Transparency International issued its ninth annual progress report on OECD Anti-Bribery Convention Enforcement. “Exporting Corruption, Progress Report 2013: Assessing Enforcement of the OECD Convention on Combating Foreign Bribery.” The Report reviews the enforcement efforts by countries who are parties to the anti-bribery convention. While 40 countries are parties to the Convention, the Report makes it clear that global enforcement is quite uneven. For example, only the U.S., Germany, the U.K. and Switzerland were ranked as having active enforcement programs. Those four countries opened 62 investigations in 2012 compared to the 36 initiated by all of the other countries that executed the Convention. Likewise, those same four countries concluded 37 actions in which sanctions were imposed in 2012 while all of the remaining parties to the Convention resolved 3 such actions.

Finally, in a section which analyzes FCPA enforcement, the Report notes that “the U.S. maintains the most developed and active foreign bribery legal and enforcement regime in the OECD (and the world).” Although last year there was a smaller number of actions against companies and individuals than in the prior year that does not represent a “de-emphasis of FCPA enforcement or a change in the legal or enforcement framework but rather the multi-year character of FCPA cases,” according to the Report. It does call for U.S. enforcement officials to provide more robust explanations for the reasons that an action is resolved with either a NPA or DPA.

Circuit courts

Note as a security: SEC v. Thompson, Case No. 11-4182 (10th Cir. Oct. 4, 2013) is

a case which centers on the sale of notes in an alleged Ponzi scheme conducted by defendant Ralph Thompson through his company, Novus Technologies, LLC. The notes stated on their face that they were not securities. Nevertheless, the SEC prevailed on summary judgment. The key question on appeal was whether the notes were securities under Reves v. Ernst & Young, 494 U.S. 56 (1990). While the securities laws define the word security in broad terms which include a “note,” Reves made it clear that not every note is covered. Rather, that term must be viewed in the context of what Congress sought to accomplish under the securities laws. Under the Court’s decision generally notes are presumed to be securities. A four part test is used to compare the instrument to notes which are not securities. Critical to Appellant’s claims here is his contention that a jury must make the ultimate determination on this test. That claim is contrary to established Tenth Circuit and other authority which holds that it is a question of law, not fact, and that submitting it to a jury is error, at least in a civil case, the Court held. And, in any event, in view of the presumption that the note is a security, once a moving party demonstrates that there is no dispute of a material fact, the opposing party has the burden to demonstrate that the note is not a security.

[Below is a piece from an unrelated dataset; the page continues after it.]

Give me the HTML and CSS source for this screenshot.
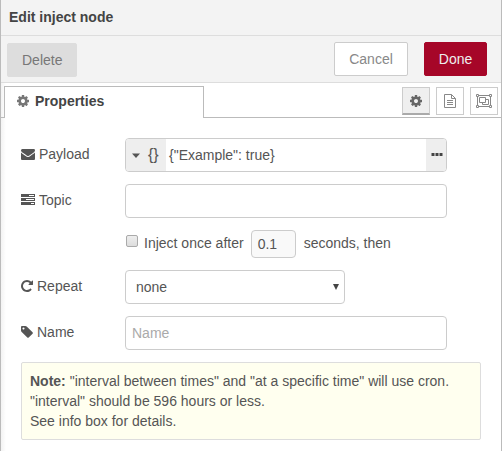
FILE: index.html
```html
<!DOCTYPE html>
<html lang="en">
<head>
<meta charset="utf-8">
<title>Edit inject node</title>
<link rel="stylesheet" href="styles.css">
</head>
<body>
<svg class="defs" width="0" height="0">
  <symbol id="cog" viewBox="0 0 1792 1792"><path d="M1152 896q0-106-75-181t-181-75-181 75-75 181 75 181 181 75 181-75 75-181zm512-109v222q0 12-8 23t-20 13l-185 28q-19 54-39 91 35 50 107 138 10 12 10 25t-9 23q-27 37-99 108t-94 71q-12 0-26-9l-138-108q-44 23-91 38-16 136-29 186-7 28-36 28h-222q-14 0-24.5-8.5t-11.5-21.5l-28-184q-49-16-90-37l-141 107q-10 9-25 9-14 0-25-11-126-114-165-168-7-10-7-23 0-12 8-23 15-21 51-66.500t54-70.500q-27-50-41-99l-183-27q-13-2-21-12.500t-8-23.500v-222q0-12 8-23t19-13l186-28q14-46 39-92-40-57-107-138-10-12-10-24 0-10 9-23 26-36 98.500-107.500t94.500-71.500q13 0 26 10l138 107q44-23 91-38 16-136 29-186 7-28 36-28h222q14 0 24.500 8.500t11.500 21.500l28 184q49 16 90 37l142-107q9-9 24-9 13 0 25 10 129 119 165 170 7 8 7 22 0 12-8 23-15 21-51 66.500t-54 70.500q26 50 41 98l183 28q13 2 21 12.500t8 23.500z"/></symbol>
</svg>
<main class="tray">
  <header class="title">Edit inject node</header>
  <div class="toolbar">
    <button class="btn delete">Delete</button>
    <button class="btn cancel">Cancel</button>
    <button class="btn done">Done</button>
  </div>
  <nav class="tabs">
    <div class="tab"><svg class="icon"><use href="#cog"/></svg><span>Properties</span></div>
    <div class="tab-buttons">
      <button class="square active"><svg class="icon"><use href="#cog"/></svg></button>
      <button class="square"><svg class="icon" viewBox="0 0 14 14"><g fill="none" stroke="currentColor"><path d="M1.500.5h7l4 4v9h-11z"/><path d="M8.500.5v4h4M4 6.500h6M4 8.500h6M4 10.500h6"/></g></svg></button>
      <button class="square"><svg class="icon group" viewBox="0 0 16 14"><g fill="none" stroke="currentColor"><path d="M3 1.500h10M3 12.500h10M1.500 3v8M14.500 3v8"/><path d="M.5.5h2v2h-2zM13.500.5h2v2h-2zM.5 11.500h2v2h-2zM13.500 11.500h2v2h-2z"/><path d="M3.500 3.500h6v5h-6zM9.500 5.500h3v5h-6v-2"/></g></svg></button>
    </div>
  </nav>
  <form class="form">
    <div class="row">
      <label class="label"><svg class="icon" viewBox="0 0 1792 1792"><path d="M1792 710v794q0 66-47 113t-113 47h-1472q-66 0-113-47t-47-113v-794q44 49 101 87 362 246 497 345 57 42 92.500 65.500t94.500 48 110 24.500h2q51 0 110-24.500t94.500-48 92.500-65.500q170-123 498-345 57-39 100-87zm0-294q0 79-49 151t-122 123q-376 261-468 325-10 7-42.500 30.500t-54 38-52 32.500-57.500 27-50 9h-2q-23 0-50-9t-57.500-27-52-32.500-54-38-42.500-30.500q-91-64-262-182.500t-205-142.500q-62-42-117-115.500t-55-136.500q0-78 41.500-130t118.500-52h1472q65 0 112.500 47t47.500 113z"/></svg><span>Payload</span></label>
      <div class="field typed">
        <span class="type"><svg class="caret" viewBox="0 0 8 5"><path d="M0 .5h8L4 5z"/></svg><span class="braces">{}</span></span>
        <span class="value">{"Example": true}</span>
        <span class="more"><svg class="dots" viewBox="0 0 12 3"><path d="M.5 0h3v3h-3zM4.500 0h3v3h-3zM8.500 0h3v3h-3z"/></svg></span>
      </div>
    </div>
    <div class="row">
      <label class="label"><svg class="icon" viewBox="0 0 14 14"><path fill-rule="evenodd" d="M0 1h14v3H0zM8 2v1h5V2zM0 5h14v3H0zM5 6v1h8V6zM0 9h14v3H0zM10 10v1h3v-1z"/></svg><span>Topic</span></label>
      <div class="field"></div>
    </div>
    <div class="row once">
      <span class="check"></span><span>Inject once after</span>
      <span class="delay">0.1</span><span>seconds, then</span>
    </div>
    <div class="row">
      <label class="label narrow"><svg class="icon" viewBox="128 0 1536 1792"><path d="M1664 256v448q0 26-19 45t-45 19h-448q-42 0-59-40-17-39 14-69l138-138q-148-137-349-137-104 0-198.500 40.500t-163.500 109.500-109.500 163.500-40.500 198.500 40.500 198.500 109.500 163.500 163.500 109.500 198.500 40.500q119 0 225-52t179-147q7-10 23-12 15 0 25 9l137 138q9 8 9.500 20.500t-7.500 22.500q-109 132-264 204.500t-327 72.500q-156 0-298-61t-245-164-164-245-61-298 61-298 164-245 245-164 298-61q147 0 284.500 55.500t244.500 156.500l130-129q29-31 70-14 39 17 39 59z"/></svg><span>Repeat</span></label>
      <div class="field select"><span>none</span><svg class="arrow" viewBox="0 0 6 6"><path d="M0 0h6L3 6z"/></svg></div>
    </div>
    <div class="row">
      <label class="label narrow"><svg class="icon" viewBox="128 0 1536 1792"><path d="M576 448q0-53-37.500-90.500t-90.500-37.500-90.500 37.500-37.500 90.500 37.500 90.500 90.500 37.500 90.500-37.500 37.500-90.500zm1067 576q0 53-37 90l-491 492q-39 37-91 37-53 0-90-37l-715-716q-38-37-64.500-101t-26.500-117v-416q0-52 38-90t90-38h416q53 0 117 26.500t102 64.500l715 714q37 39 37 91z"/></svg><span>Name</span></label>
      <div class="field placeholder">Name</div>
    </div>
    <div class="note"><b>Note:</b> "interval between times" and "at a specific time" will use cron.<br>"interval" should be 596 hours or less.<br>See info box for details.</div>
  </form>
</main>
</body>
</html>
```
FILE: styles.css
```css
* { box-sizing: border-box; }
body {
  margin: 0;
  font: 14px/20px "Liberation Sans", Arial, sans-serif;
  color: #555;
  background: #fff;
}
.defs { display: none; }
.tray {
  height: 451px;
  overflow: hidden;
  border-left: 1px solid #bbb;
  border-right: 1px solid #bbb;
  background: linear-gradient(to right, #f3f3f3, #fff 5px);
}
.icon { width: 14px; height: 14px; fill: currentColor; flex: none; display: block; }
.title {
  height: 36px;
  padding: 7px 8px;
  font-weight: bold;
  color: #444;
  background: #f3f3f3;
  border-bottom: 1px solid #ddd;
}
.toolbar {
  display: flex;
  height: 47px;
  padding: 6px 14px 0 6px;
  background: #f3f3f3;
  border-bottom: 1px solid #ddd;
}
.btn {
  height: 34px;
  padding: 0 14px;
  font: inherit;
  border: 1px solid #ccc;
  border-radius: 2px;
  background: #fff;
  color: #888;
}
.delete { width: 70px; margin: 1px auto 0 0; background: #ddd; border-color: #ddd; color: #777; }
.cancel { width: 74px; margin-right: 16px; }
.done { width: 63px; padding: 0; background: #a60628; border-color: #a60628; color: #eee; }
.tabs {
  display: flex;
  justify-content: space-between;
  height: 35px;
  padding: 3px 3px 0;
  background: linear-gradient(#bbb, #bbb) bottom / 100% 1px no-repeat;
}
.tab {
  display: flex;
  gap: 4px;
  width: 200px;
  height: 32px;
  padding: 4px 0 0 11px;
  background: #fff;
  border: 1px solid #bbb;
  border-bottom: 0;
  font-weight: bold;
  color: #444;
}
.tab .icon { margin-top: 3px; color: #777; }
.tab span { margin-left: 1px; }
.tab-buttons { display: flex; gap: 6px; padding-top: 1px; }
.square {
  display: flex;
  align-items: center;
  justify-content: center;
  width: 28px;
  height: 28px;
  padding: 0;
  border: 1px solid #ccc;
  background: #fff;
  color: #888;
}
.square .group { width: 16px; }
.active { background: #efefef; border-bottom: 2px solid #aaa; color: #666; }
.form { padding: 20px 20px 0; }
.row { display: flex; margin-bottom: 12px; }
.label { display: flex; gap: 4px; width: 104px; padding-top: 6px; }
.label .icon { margin-top: 3px; }
.narrow .icon { width: 12px; }
.field {
  width: 322px;
  height: 34px;
  padding: 6px;
  border: 1px solid #ccc;
  border-radius: 4px;
  background: #fff;
}
.typed { display: flex; padding: 0; overflow: hidden; line-height: 33px; }
.type { display: flex; width: 40px; background: #eee; }
.caret { width: 8px; height: 5px; margin: 14px 8px 0 6px; fill: #555; }
.braces { font-size: 16px; line-height: 32px; }
.value { flex: 1; padding-left: 3px; }
.more { width: 20px; padding: 14px 0 0 5px; background: #eee; }
.dots { display: block; width: 12px; height: 3px; fill: #444; }
.once { height: 28px; padding: 0 0 0 105px; line-height: 27px; }
.check {
  width: 12px;
  height: 12px;
  margin: 5px 6px 0 0;
  border: 1px solid #aaa;
  border-radius: 2px;
  background: linear-gradient(#eee, #ddd);
}
.delay {
  width: 45px;
  height: 28px;
  margin: 0 8px 0 7px;
  padding-left: 6px;
  border: 1px solid #ccc;
  border-radius: 4px;
  background: #f9f9f9;
}
.select { display: flex; justify-content: space-between; width: 220px; padding: 6px 5px 0 10px; }
.arrow { width: 6px; height: 6px; margin-top: 7px; fill: #444; }
.placeholder { color: #aaa; }
.note {
  width: 460px;
  height: 78px;
  padding: 8px;
  border: 1px solid #ddd;
  border-radius: 2px;
  background: #ffffef;
}
```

Here Appellant failed to rebut the presumption. The first question under the Reves test is the reasonable motivations of a buyer and seller of the instruments. Here the purpose was to raise money for the enterprise making it likely the instrument it is a security. Second, in the “plan of distribution” for it, the instrument need not be traded on an exchange. Rather, it is sufficient that it is sold to a broad segment of the public as here. Third, while the question of “reasonable perceptions of the investing public” is a closer call according to the Court, it also does not support Appellant despite the disclaimer on the notes in view of the overall analysis on the other factors. Finally, the last factor, which considers whether there is an alternate regulatory scheme, also cuts against Appellant. Here there is no other federal regulatory scheme to protect investors. Accordingly the decision of the district court was affirmed.

FINRA

Remarks: Richard Ketchum, Chairman and CEO of FINRA, addressed the Council for Economic Education, Baltimore, MD. (October 3, 2013). His remarks included comments on FINRA’s mission, a discussion of the financial literacy program and findings from a recent survey (here).

PCAOB

Brokers: The Board adopted two attestation standards regarding the audits of brokers and dealers (here).

UK

Misleading investors: Last week the Financial Conduct Authority censured Catalyst Investment Group for recklessly misleading investors in connection with the sale of bonds by ARM Asset Backed Securities SA from November 2009 through May 2010. This week the regulator imposed fines of £450,000 and £100,000 on, respectively, Timothy Roberts, the chief executive of the firm, and Andrew Wilkins, a former director of Catalyst Investment Group. Mr. Roberts was banned from the industry while Mr. Wilkins is precluded from holding senior roles in the future.

Hong Kong

The Securities and Futures Commission banned former representative Chan Ka Chung for life. Mr. Chun was found by a court that while he was an associate director at Falcon Private Bank Ltd. in Hong Kong that he conspired with two clients to issue four false letters showing proof of funds and credit facilities on the letterhead of the bank. The proof was not authorized by the bank. The court sentenced Mr. Chan to serve 23 months in prison.